CLERY obligates any campus security authority to report serious crimes, including rape and sexual assault, that occur in campus locations. Most faculty and professional staff are also mandated to report information they receive about sexual violence against students to UB’s Title IX Coordinator. UB also has an anonymous web form by which people can report. How UB handles a report depends on circumstances, including whether the reporting party chooses to proceed with a criminal charge, disciplinary charge or discrimination report; whether the alleged perpetrator is a student or employee; and whether campus safety concerns obligate UB to move forward with an investigation regardless of the survivor’s willingness to file a report. The incident may be handled by Employee Relations (employee issue), Student Conduct and Advocacy (student policy, code of conduct, regulation), Equity, Diversity and Inclusion (discrimination) or University Police (criminal). The goal is to respect the survivor’s wishes while ensuring the safety of the UB community.

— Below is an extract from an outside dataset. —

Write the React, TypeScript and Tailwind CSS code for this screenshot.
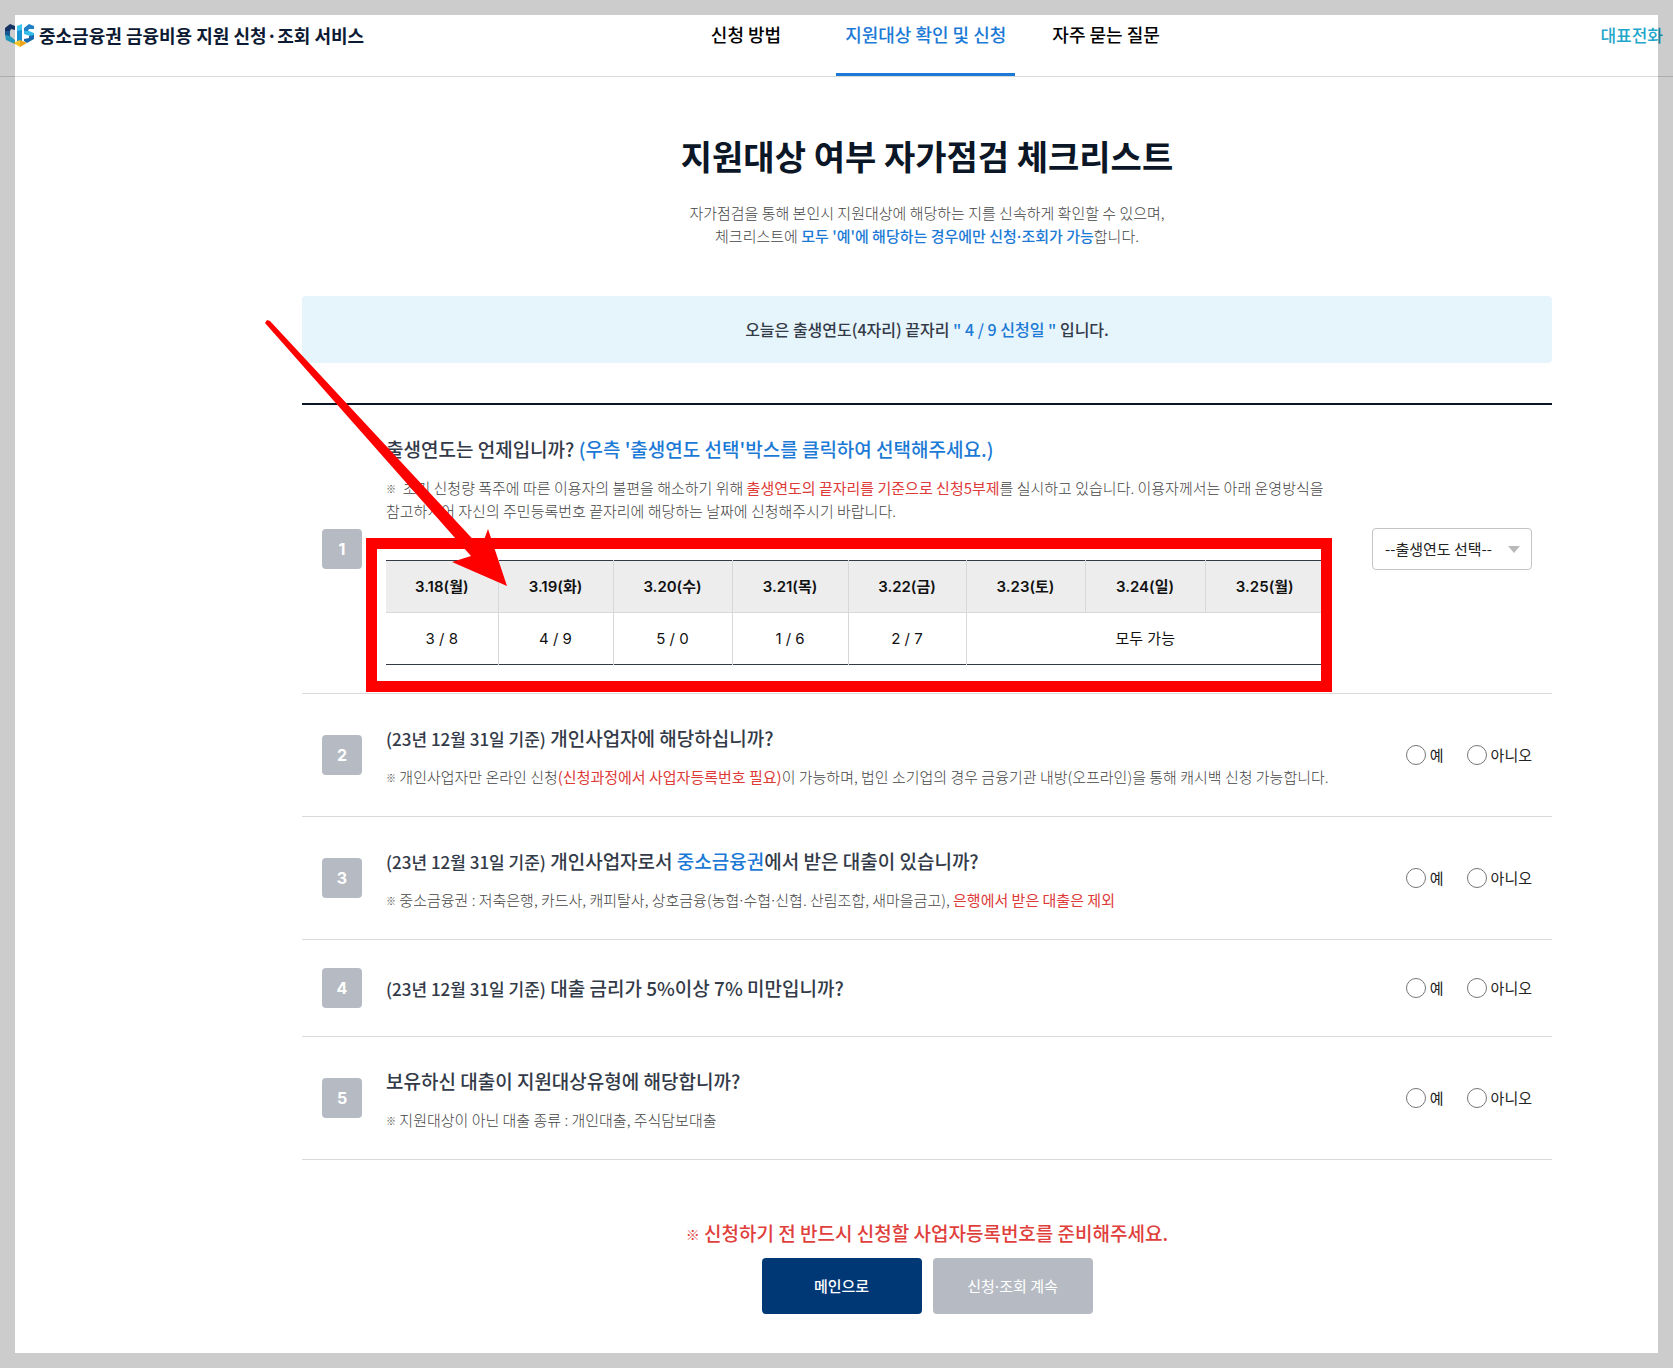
import React from 'react';

const navItems = [
  { label: '신청 방법', active: false, spacing: 'mr-[46px]' },
  { label: '지원대상 확인 및 신청', active: true, spacing: 'mr-7' },
  { label: '자주 묻는 질문', active: false, spacing: '' },
];

const schedule = [
  { date: '3.18(월)', digits: '3 / 8', width: 'w-[112px]' },
  { date: '3.19(화)', digits: '4 / 9', width: 'w-[115px]' },
  { date: '3.20(수)', digits: '5 / 0', width: 'w-[119px]' },
  { date: '3.21(목)', digits: '1 / 6', width: 'w-[116px]' },
  { date: '3.22(금)', digits: '2 / 7', width: 'w-[118px]' },
  { date: '3.23(토)', width: 'w-[119px]' },
  { date: '3.24(일)', width: 'w-[120px]' },
  { date: '3.25(월)', width: 'w-[119px]' },
];

const Logo: React.FC = () => (
  <svg viewBox="0 0 30 24" className="h-6 w-[30px] shrink-0" aria-hidden="true">
    <path d="M0 5 L5 1 L10 3 V7 L6 6 L5 8 L0 11 Z" fill="#1b3f7d" />
    <path d="M0 8 L5 8 V14 L0 12 Z" fill="#1d6fb5" />
    <path d="M0 12 L5 13 L10 17 V21 L1 17 Z" fill="#2cbbe8" />
    <path d="M12 3 L17 1 V8 L12 10 Z" fill="#3cc4ee" />
    <path d="M12 8 L17 7 V18 L12 18 Z" fill="#1b93d2" />
    <path d="M19 5 L24 1 L29 3 V6 L24 6 L23 8 L19 9 Z" fill="#1f7fc4" />
    <path d="M19 8 L24 8 L29 10 V14 L25 13 L19 11 Z" fill="#35bdea" />
    <path d="M24 13 L29 12 V16 L22 20 L19 18 V16 L24 15 Z" fill="#1668ad" />
    <path d="M8 20 L15 17 L15 24 Z" fill="#f6c52a" />
    <path d="M15 17 L22 20 L15 24 Z" fill="#eba51c" />
  </svg>
);

const Arrow: React.FC = () => (
  <svg
    viewBox="0 0 244 267"
    className="pointer-events-none absolute -left-[121px] -top-[240px] h-[267px] w-[244px]"
    aria-hidden="true"
  >
    <path d="M0 3 L2 0 L5 1 L216 228 L223 209 L242 266 L187 242 L206 236 Z" fill="#ff0000" />
  </svg>
);

const ScheduleTable: React.FC = () => (
  <div className="relative mt-[38px] max-w-[938px]">
    <table className="w-full table-fixed border-collapse border-y border-[#333a44] text-center font-['Inter','Noto_Sans_CJK_KR',sans-serif] text-[15px] leading-6 text-[#111]">
      <thead>
        <tr className="h-[52px] bg-[#ededee]">
          {schedule.map((day) => (
            <th
              key={day.date}
              scope="col"
              className={`${day.width} border-b border-r border-[#d8d8d8] font-semibold last:border-r-0`}
            >
              {day.date}
            </th>
          ))}
        </tr>
      </thead>
      <tbody>
        <tr className="h-[52px]">
          {schedule
            .filter((day) => day.digits)
            .map((day) => (
              <td key={day.date} className="border-r border-[#d8d8d8]">
                {day.digits}
              </td>
            ))}
          <td colSpan={3}>모두 가능</td>
        </tr>
      </tbody>
    </table>
    <div className="pointer-events-none absolute -bottom-[27px] -left-5 -right-2 -top-[22px] border-[11px] border-[#ff0000]" />
    <Arrow />
  </div>
);

interface QuestionProps {
  no: number;
  title: React.ReactNode;
  note?: React.ReactNode;
  answer?: React.ReactNode;
  children?: React.ReactNode;
}

const YesNo: React.FC<{ no: number }> = ({ no }) => (
  <div className="flex gap-[23px]">
    {['예', '아니오'].map((label) => (
      <label key={label} className="flex items-center gap-1 text-[15px] leading-6 text-[#222]">
        <input
          type="radio"
          name={`q${no}`}
          className="size-5 appearance-none rounded-full border border-[#767676] bg-white checked:border-[6px] checked:border-[#1c7ad6]"
        />
        {label}
      </label>
    ))}
  </div>
);

const Question: React.FC<QuestionProps> = ({ no, title, note, answer, children }) => (
  <li className="flex items-center border-b border-[#d9d9d9] px-5 py-7">
    <span className="flex size-10 shrink-0 items-center justify-center rounded bg-[#b6bbc3] font-['Inter',sans-serif] text-base font-bold text-white">
      {no}
    </span>
    <div className="ml-6 flex-1">
      <h2 className="text-[19px] font-medium leading-8 text-[#333a48]">{title}</h2>
      {note && (
        <p className="mt-[11px] text-[15px] font-light leading-[23px] text-[#444]">
          <Mark /> {note}
        </p>
      )}
      {children}
    </div>
    <div className="shrink-0">{answer || <YesNo no={no} />}</div>
  </li>
);

const Mark: React.FC = () => <span className="align-[1px] text-[10px] leading-none font-medium">※</span>;
const Dot: React.FC = () => <span className="font-['Inter',sans-serif] leading-none">·</span>;
const Base: React.FC = () => <span className="text-[17px] leading-none">(23년 12월 31일 기준)</span>;
const Blue: React.FC<{ children: React.ReactNode }> = ({ children }) => (
  <span className="text-[#1c7ad6]">{children}</span>
);
const Red: React.FC<{ children: React.ReactNode }> = ({ children }) => (
  <span className="font-normal text-[#dd3a38]">{children}</span>
);

const YearSelect: React.FC = () => (
  <div className="relative">
    <select
      aria-label="출생연도 선택"
      className="h-[42px] w-40 appearance-none rounded border border-[#c4c4c4] bg-white pl-3 pr-8 text-[15px] text-[#222]"
    >
      <option>--출생연도 선택--</option>
    </select>
    <svg viewBox="0 0 12 7" className="pointer-events-none absolute right-3 top-[18px] h-[7px] w-3" aria-hidden="true">
      <path d="M0 0 H12 L6 7 Z" fill="#b9b9b9" />
    </svg>
  </div>
);

export default function App() {
  return (
    <div className="relative min-h-screen bg-white font-['Noto_Sans_CJK_KR',sans-serif] text-[#222]">
      <header className="flex h-[77px] items-start border-b border-[#d9d9d9] pl-[5px] pr-2.5">
        <a href="#" className="flex h-[70px] w-5/12 items-center gap-1 text-lg font-bold text-[#0d1a33]">
          <Logo />
          중소금융권 금융비용 지원 신청·조회 서비스
        </a>
        <nav className="flex pl-1.5">
          {navItems.map((item) => (
            <a
              key={item.label}
              href="#"
              className={`flex h-[76px] items-start border-b-[3px] px-[9px] pt-[18px] text-lg font-medium leading-8 ${item.spacing} ${
                item.active ? 'border-[#1c7ad6] text-[#1c7ad6]' : 'border-transparent text-black'
              }`}
            >
              {item.label}
            </a>
          ))}
        </nav>
        <a href="#" className="ml-auto flex h-[70px] items-center text-[17px] font-medium text-[#1fa6cb]">
          대표전화
        </a>
      </header>

      <main className="pb-[53px] pl-[302px] pr-[121px]">
        <h1 className="pt-[55px] text-center text-[34px] font-bold leading-12 text-[#0b1626]">
          지원대상 여부 자가점검 체크리스트
        </h1>
        <p className="mt-[21px] text-center text-[15px] font-light leading-[23px] text-[#444]">
          자가점검을 통해 본인시 지원대상에 해당하는 지를 신속하게 확인할 수 있으며,
          <br />
          체크리스트에{' '}
          <strong className="font-medium text-[#1c7ad6]">
            모두 '예'에 해당하는 경우에만 신청
            <Dot />
            조회가 가능
          </strong>
          합니다.
        </p>

        <div className="mt-[49px] rounded-sm bg-[#e6f4fb] py-[21px] text-center text-base font-medium leading-[25px] text-[#333a48]">
          오늘은 출생연도(4자리) 끝자리 <Blue>" 4 / 9 신청일 "</Blue> 입니다.
        </div>

        <ol className="mt-10 border-t-2 border-[#0b1626]">
          <Question
            no={1}
            title={
              <>
                출생연도는 언제입니까? <Blue>(우측 '출생연도 선택'박스를 클릭하여 선택해주세요.)</Blue>
              </>
            }
            note={
              <>
                &nbsp;초기 신청량 폭주에 따른 이용자의 불편을 해소하기 위해{' '}
                <Red>출생연도의 끝자리를 기준으로 신청5부제</Red>를 실시하고 있습니다. 이용자께서는 아래 운영방식을
                <br />
                참고하시어 자신의 주민등록번호 끝자리에 해당하는 날짜에 신청해주시기 바랍니다.
              </>
            }
            answer={<YearSelect />}
          >
            <ScheduleTable />
          </Question>
          <Question
            no={2}
            title={
              <>
                <Base /> 개인사업자에 해당하십니까?
              </>
            }
            note={
              <>
                개인사업자만 온라인 신청<Red>(신청과정에서 사업자등록번호 필요)</Red>이 가능하며, 법인 소기업의 경우
                금융기관 내방(오프라인)을 통해 캐시백 신청 가능합니다.
              </>
            }
          />
          <Question
            no={3}
            title={
              <>
                <Base /> 개인사업자로서 <Blue>중소금융권</Blue>에서 받은 대출이 있습니까?
              </>
            }
            note={
              <>
                중소금융권 : 저축은행, 카드사, 캐피탈사, 상호금융(농협
                <Dot />
                수협
                <Dot />
                신협. 산림조합, 새마을금고), <Red>은행에서 받은 대출은 제외</Red>
              </>
            }
          />
          <Question
            no={4}
            title={
              <>
                <Base /> 대출 금리가 5%이상 7% 미만입니까?
              </>
            }
          />
          <Question
            no={5}
            title="보유하신 대출이 지원대상유형에 해당합니까?"
            note="지원대상이 아닌 대출 종류 : 개인대출, 주식담보대출"
          />
        </ol>

        <p className="mt-[57px] text-center text-[19px] font-medium leading-8 text-[#e0403c]">
          <span className="align-[1px] text-sm leading-none">※</span> 신청하기 전 반드시 신청할 사업자등록번호를 준비해주세요.
        </p>
        <div className="mt-[9px] flex justify-center gap-[11px] text-[15px]">
          <button type="button" className="h-14 w-40 rounded bg-[#003876] font-medium text-white">
            메인으로
          </button>
          <button type="button" className="h-14 w-40 rounded bg-[#b6bbc3] text-white">
            신청
            <Dot />
            조회 계속
          </button>
        </div>
      </main>

      {/* translucent frame over the page edges */}
      <div className="pointer-events-none absolute inset-0 border-[15px] border-black/20" />
    </div>
  );
}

Violations of UB’s Rules and Regulations are handled by Student Conduct and Advocacy, conducted by full time staff (UBPD or EDI handles the investigation, witnesses may be called, an advocate/assistant is allowed and, if there is a finding, a penalty is imposed). The Office of Equity, Diversity and Inclusion handles complaints of discrimination and harassment, and also can coordinate support services and academic accommodations for a victim of sexual violence. Criminal charges are handled by University Police.
Regardless of the channel in which the incident is originally reported, the survivor is always provided with the Students’ Bill of Rights and a list of options of how they can proceed.
UB describes its Sexual Violence Response Policy in accordance with our Students’ Bill of Rights.
The University continues to seek to create a culture and climate where students and our community feel empowered - aware of their rights and what actions they may take.